Honeyboy’s life has been intertwined with almost every major blues legend, including Robert Johnson, Charlie Patton, Big Joe Williams, Rice “Sonny Boy Williamson” Miller, Howlin’ Wolf, Peetie Wheatstraw, Sunnyland Slim, Lightnin’ Hopkins, Big Walter, Little Walter,  Magic Sam, Muddy Waters, and … well, let’s just say the list goes on darn near forever!

He performed with and was a friend of blues legend Robert Johnson, the King of the Delta Blues, and was reportedly present on the night Johnson drank poisoned whiskey which eventually killed him three days later. The two traveled together, performing on street corners and at picnics, dances and fish fries during the 1930s.

“We would walk through the country with our guitars on our shoulders, stop at people’s houses, play a little music, walk on,” Mr. Edwards said in an interview with the blues historian Robert Palmer, recalling his peripatetic years with Johnson. “We could hitchhike, transfer from truck to truck, or, if we couldn’t catch one of them, we’d go to the train yard, ’cause the railroad was all through that part of the country then.” He added, “Man, we played for a lot of peoples.

On Saturday, somebody like me or Robert Johnson would go into one of these little towns, play for nickels and dimes. And sometimes, you know, you could be playin’ and have such a big crowd that it would block the whole street. Then the police would come around, and then I’d go to another town and where I could play at. But most of the time, they would let you play. Then sometimes the man who owned a country store would give us something like a couple of dollars to play on a Saturday afternoon. We could hitchhike, transfer from truck to truck, or if we couldn’t catch one of them, we’d go to the train yard, ’cause the railroad was all through that part of the country then…we might hop a freight, go to St. Louis or Chicago. Or we might hear about where a job was paying off – a highway crew, a railroad job, a levee camp there along the river, or some place in the country where a lot of people were workin’ on a farm. You could go there and play and everybody would hand you some money. I didn’t have a special place then. Anywhere was home. Where I do good, I stay. When it gets bad and dull, I’m gone.”

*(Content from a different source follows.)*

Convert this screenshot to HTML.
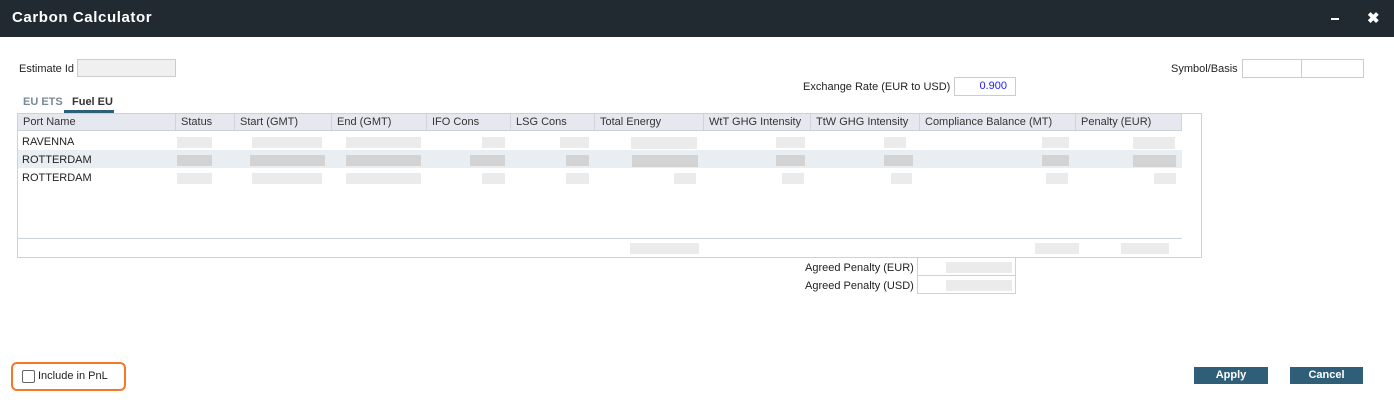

American music roots Folklorist Alan Lomax recorded David in Clarksdale, Mississippi in 1942 for the Library of Congress, recording 15 album sides of music.
The songs included “Wind Howlin’ Blues” and “The Army Blues”. He did not record again commercially until 1951, when he recorded “Who May Be Your Regular Be” for Arc Records under the name of Mr Honey. Honeyboy also cut “Build A Cave” as ‘Mr. Honey’ for Artist.

Having moved to Chicago in the early fifties, Honeyboy played small clubs and street corners with Floyd Jones, Johnny Temple, and Kansas City Red. In 1953, Honeyboy recorded several songs for Chess that remained un-issued until “Drop Down Mama” was included in an anthology release.
He claims to have written several well-known blues songs including “Long Tall Woman Blues” and “Just Like Jesse James”. His discography for the 1950s and 1960s amounts to nine songs from seven sessions.

In 1972, Honeyboy met Michael Frank, and the two soon became fast friends. In 1976, they hit the North Side Blues scene as The Honeyboy Edwards Blues Band, as well as performing as a duo on occasion. Michael founded Earwig Records, and in 1979 Honeyboy and his friends Sunnyland Slim, Kansas City Red, Floyd Jones, and Big Walter Horton recorded “Old Friends”. From 1974 to 1977, he recorded material for a full length LP, I’ve Been Around, released in 1978.

Honeyboy’s early Library of Congress performances and more recent recordings were combined on “Delta Bluesman”, released by Earwig in 1992.

His release, Roamin and Ramblin, on the Earwig Music label, featured Honeyboy’s old school guitar and vocals – fresh takes on old gems and first time release of historic recordings. New 2007 sessions with harmonica greats Bobby Rush, Billy Branch and Johnny “Yard Dog” Jones, previously unreleased 1975 studio recordings of Honeyboy and Big Walter Horton, and circa 1976 concert tracks — solo and with Sugar Blue. Michael Frank, Paul Kaye, Rick Sherry and Kenny Smith also play on the album on various tracks. Honeyboy and Bobby Rush also tell some short blues tales.

David Honeyboy Edwards, the “Last of the Great Mississippi Delta Bluesmen” continued his rambling life, touring the world well into his 90s, only just retiring July 17th 2011. A little over a month later he passed away from heart failure on August 29, 2011 at the age of 96.

He was inducted in 1996 into the Blues Hall of Fame.

Honeyboy was awarded a Grammy Award in 2008 for Best Traditional Blues Album, on which he appeared with Robert Lockwood, Henry Townsend and Pinetop Perkins and in 2010 was warded a Grammy for Lifetime Achievement.